We all know how it goes: one day you look at your Gmail account, and you’ve got several thousand emails. Why be surprised? It’s all too easy to subscribe to dozens of company promotions without realizing it. If you buy anything online from a new service or retailer, you will be subscribed. If you want to read an article from a source that demands registration, you will be subscribed. If you sign a petition or give money to a charitable cause, you will be subscribed.
It is, of course, easy to ignore all those subscriptions and just let them pile up in your Gmail Promotions tab. But what if there is a really good sale at your favorite clothing retailer, and you miss it because of the mass of other promotional emails? What if you’ve got so many emails stored up that they’re starting to eat into your Google storage limits? Or what if just the thought of having several thousand promotional emails sitting in your Inbox is just, well, irritating?
Sometimes it’s a good idea to spend a little time cleaning out all those excess emails in your Gmail account and preventing more from coming. Here’s how. (Note: these all require using Gmail with a browser. There is very little you can do with your mobile app; those options are listed at the end of this article.)
Unsubscribe or block
Google has actually made it fairly easy to unsubscribe from an email subscription. Emails which are perceived by Google’s AI engine to be promotional will have a small “Unsubscribe” link next to the sender’s name on top of the email.
Gmail’s AI engine marks promotional emails with an “Unsubscribe” link.
Click on the link, and you’ll get a pop-up box with a blue “Unsubscribe” button. Click that, and you should soon stop getting emails from that source. (Remember that it can take a few days to get your name off a subscription list.)
Once you hit “Unsubscribe,” it may take a few days before you’re removed from the list.
Keep in mind that there are a lot of spammers out there that use “unsubscribe” to confirm that an email account is legitimate; responding to those could open you up to increased (rather than less) spam. Your best bet on this score is to use Gmail’s unsubscribe feature only for email from vendors you know. Any email from your Spam tab, or any that you aren’t familiar with, should be blocked instead of unsubscribed.
To block a sender, simply open the email, click on the three “More” dots in the upper right corner, and click on “Block [vendor name].”
When you don’t want to send an unsubscribe to an email sender, you can block it.

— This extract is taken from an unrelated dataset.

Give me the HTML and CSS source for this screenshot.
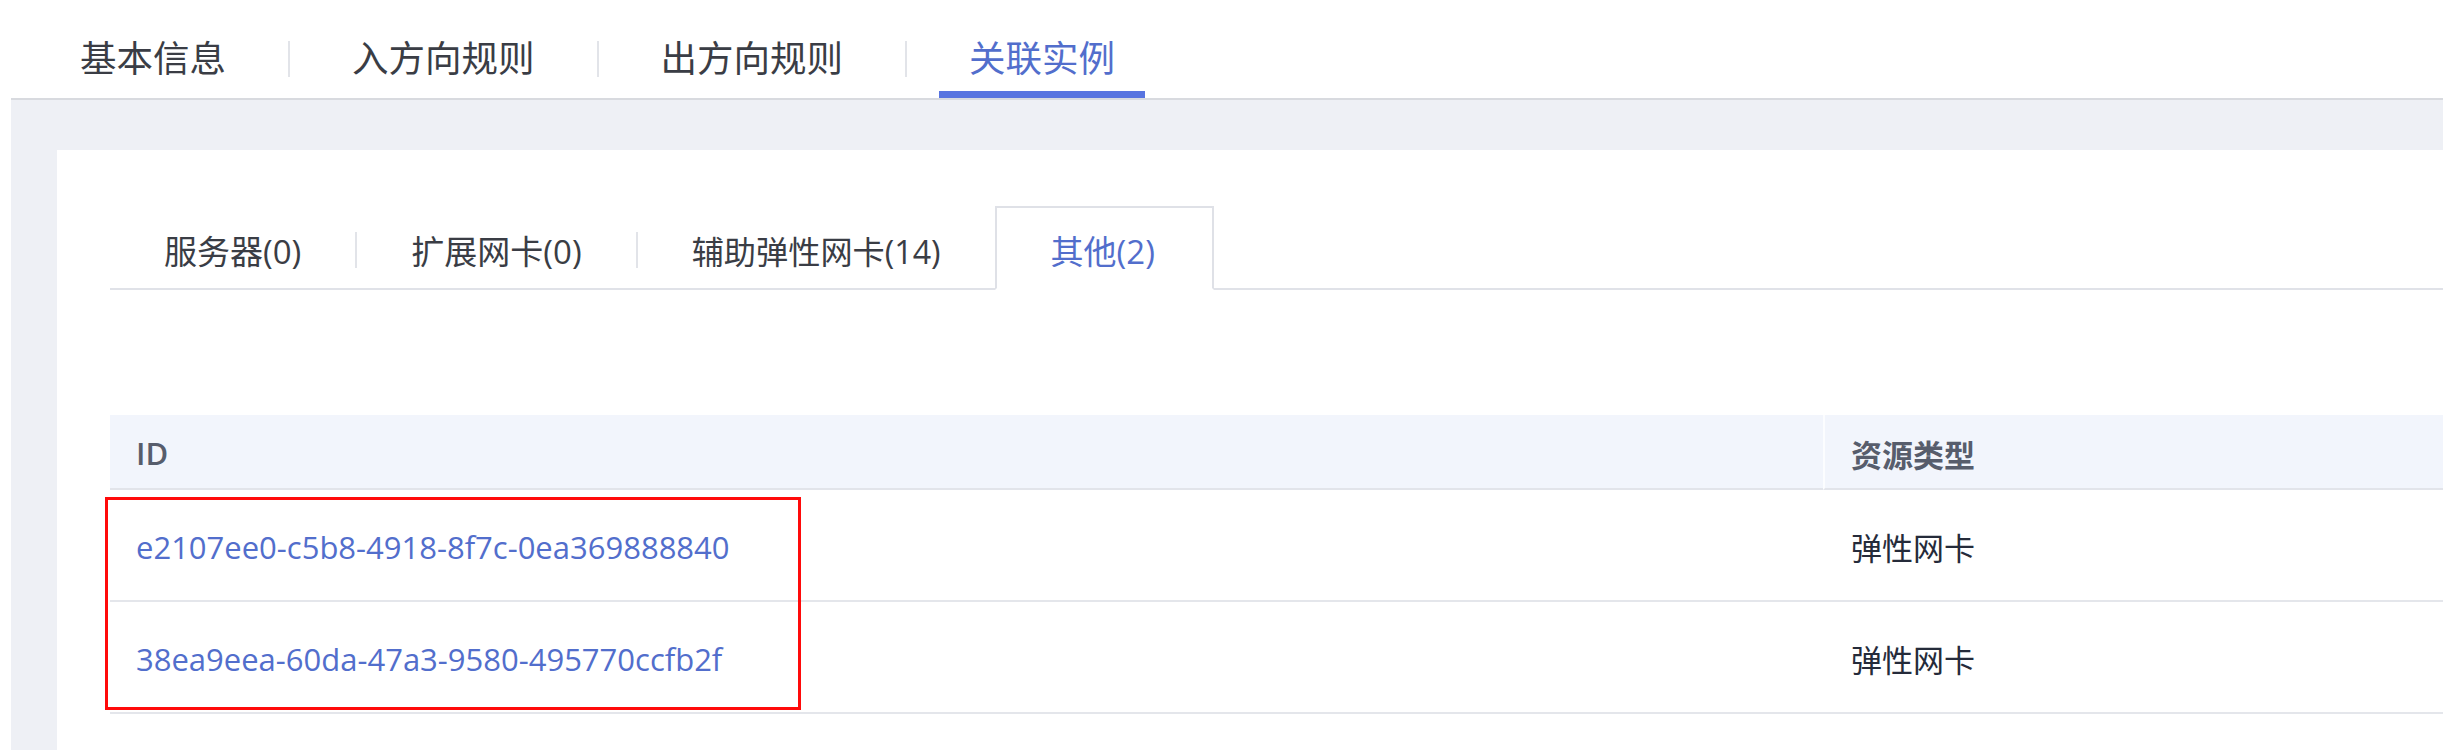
FILE: index.html
```html
<!DOCTYPE html>
<html lang="zh-CN">
<head>
<meta charset="utf-8">
<title>关联实例</title>
<link rel="stylesheet" href="styles.css">
</head>
<body>
<div class="topbar">
  <div class="top-tab">基本信息</div>
  <span class="top-sep"></span>
  <div class="top-tab">入方向规则</div>
  <span class="top-sep"></span>
  <div class="top-tab">出方向规则</div>
  <span class="top-sep"></span>
  <div class="top-tab active">关联实例</div>
</div>
<div class="content">
  <div class="card">
    <div class="sub-tabs">
      <div class="sub-tab">服务器(0)</div>
      <span class="sub-sep"></span>
      <div class="sub-tab">扩展网卡(0)</div>
      <span class="sub-sep"></span>
      <div class="sub-tab narrow">辅助弹性网卡(14)</div>
      <div class="sub-tab active">其他(2)</div>
    </div>
    <div class="table">
      <div class="th">ID</div>
      <div class="th th-second">资源类型</div>
      <div class="td"><a class="link">e2107ee0-c5b8-4918-8f7c-0ea369888840</a></div>
      <div class="td td-second">弹性网卡</div>
      <div class="td"><a class="link">38ea9eea-60da-47a3-9580-495770ccfb2f</a></div>
      <div class="td td-second">弹性网卡</div>
      <div class="highlight"></div>
    </div>
  </div>
</div>
</body>
</html>
```
FILE: styles.css
```css
html, body {
  margin: 0;
  padding: 0;
  background: #ffffff;
  overflow: hidden;
  font-family: "Open Sans", "Noto Sans CJK SC", sans-serif;
}

.topbar {
  height: 98px;
  display: flex;
  align-items: center;
  padding-left: 50px;
  background: #ffffff;
}

.top-tab {
  height: 98px;
  box-sizing: border-box;
  padding: 22px 30px 0;
  border-bottom: 7px solid transparent;
  display: flex;
  align-items: center;
  font-size: 36.5px;
  color: #3a3d45;
  white-space: nowrap;
}

.top-tab.active {
  color: #526ecc;
  border-bottom-color: #5874e0;
}

.top-sep {
  width: 2px;
  height: 36px;
  margin: 20px 32px 0;
  background: #e2e4e9;
}

.content {
  margin-left: 11px;
  border-top: 2px solid #d8dadf;
  background: #eef0f5;
  padding: 50px 0 0 46px;
}

.card {
  background: #ffffff;
  padding: 56px 0 0 53px;
  height: 544px;
}

.sub-tabs {
  display: flex;
  align-items: flex-end;
  height: 82px;
  border-bottom: 2px solid #e0e2e8;
}

.sub-tab {
  height: 84px;
  box-sizing: border-box;
  margin-bottom: -2px;
  padding: 4px 52px 0;
  border: 2px solid transparent;
  border-bottom: 2px solid transparent;
  display: flex;
  align-items: center;
  font-size: 33px;
  color: #3a3d45;
  white-space: nowrap;
}

.sub-tab.narrow {
  font-size: 32.2px;
}

.sub-tab.active {
  color: #526ecc;
  background: #ffffff;
  border-color: #dfe1e7;
  border-bottom-color: #ffffff;
  padding-left: 54px;
  padding-right: 57px;
}

.sub-sep {
  align-self: center;
  width: 2px;
  height: 36px;
  margin-top: 6px;
  background: #e2e4e9;
}

.table {
  position: relative;
  margin-top: 125px;
  display: grid;
  grid-template-columns: 1713px 1fr;
}

.th {
  height: 70px;
  padding: 3px 0 0 26px;
  display: flex;
  align-items: center;
  background: #f2f5fc;
  border-bottom: 2px solid #e2e4ea;
  font-size: 31px;
  font-weight: 600;
  color: #575d6c;
}

.th-second {
  border-left: 2px solid #fcfdff;
}

.td {
  height: 107px;
  padding: 3px 0 0 26px;
  display: flex;
  align-items: center;
  border-bottom: 2px solid #e4e6eb;
  font-size: 31px;
  color: #252b3a;
}

.td-second {
  padding-left: 28px;
}

.link {
  color: #526ecc;
  text-decoration: none;
}

.highlight {
  position: absolute;
  left: -5px;
  top: 82px;
  width: 696px;
  height: 213px;
  box-sizing: border-box;
  border: 3px solid #ff0a0a;
}
```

Sometimes (a bit unpredictably), Gmail’s AI engine will notice you haven’t opened an email from a specific source in over 30 days and will pop up to ask you if you want to unsubscribe. By all means, take advantage of it should that occur.
Delete old email
Unfortunately, unsubscribing and even blocking from a list doesn’t do anything about the several hundred emails that are still sitting in your Gmail account. Even if it’s email that’s from a company you like, sometimes you simply want to get rid of all the outdated email cluttering up your unbox.
There are a variety of ways you can get rid of old emails. You can try one of the apps that claim to make it easier to clean up your inbox, but it can be just as easy to do it yourself.
To get rid of an email from, say, a specific sender:
Type the name of the sender into your search box. If the name of the sender is too general, or may appear in other emails, then open one of the emails in question, copy the email address, and paste it into the search box. If you want to make sure you’re just getting emails sent to you, you can type in “From:[sender]” or “From:[email address]” instead. You can also click on the arrow on the right of the search field and use any of those fields to search for the emails you want to delete. You should get a list of all the email you received from that sender. Click into the square box at top left corner of your email list. This will check off all the emails on that page. You can then click on the garbage can “trash” icon to send all the emails to trash. If you have more than one page of emails that match a search, you can choose to select all emails that match it. If you have more than 50 emails in your search list, after you click into the little square, you’ll see a message at the top of the list that reads, “All 50 conversations on this page are selected. Select all conversations that match this search.” The latter is a link; click on that and all the email from that sender will be selected. You’ll get a typical “Are you sure you want to do this?” message. If you’re sure, go ahead and click “OK.” You’ll get a chance to confirm that you want to trash all emails that are in your search.
If you’re a little nervous about deleting all the emails, you can run your eyes down the list and uncheck any you don’t want to trash; you can also archive those you’re not sure about, just to get them out of your inbox. Keep in mind that the mail isn’t really gone yet; you have 30 days to go into Trash (the link is in the left column) and restore it.
Using the mobile app
There isn’t a lot you can do using the mobile Gmail app. You can, of course, open any email and look for the “unsubscribe” link, which is usually at the bottom of the email.
While the “unsubscribe” tab doesn’t appear on the Gmail mobile app, you can block a sender by opening the email, clicking on the three dots in the top right corner, and selecting “Block [sender name].”
You can delete multiple emails by pressing on the icon for each email you want to delete and then selecting the trash can icon.
Otherwise, if you’re on a mobile device, you’re better off accessing Gmail through your browser in order to perform any of these tasks.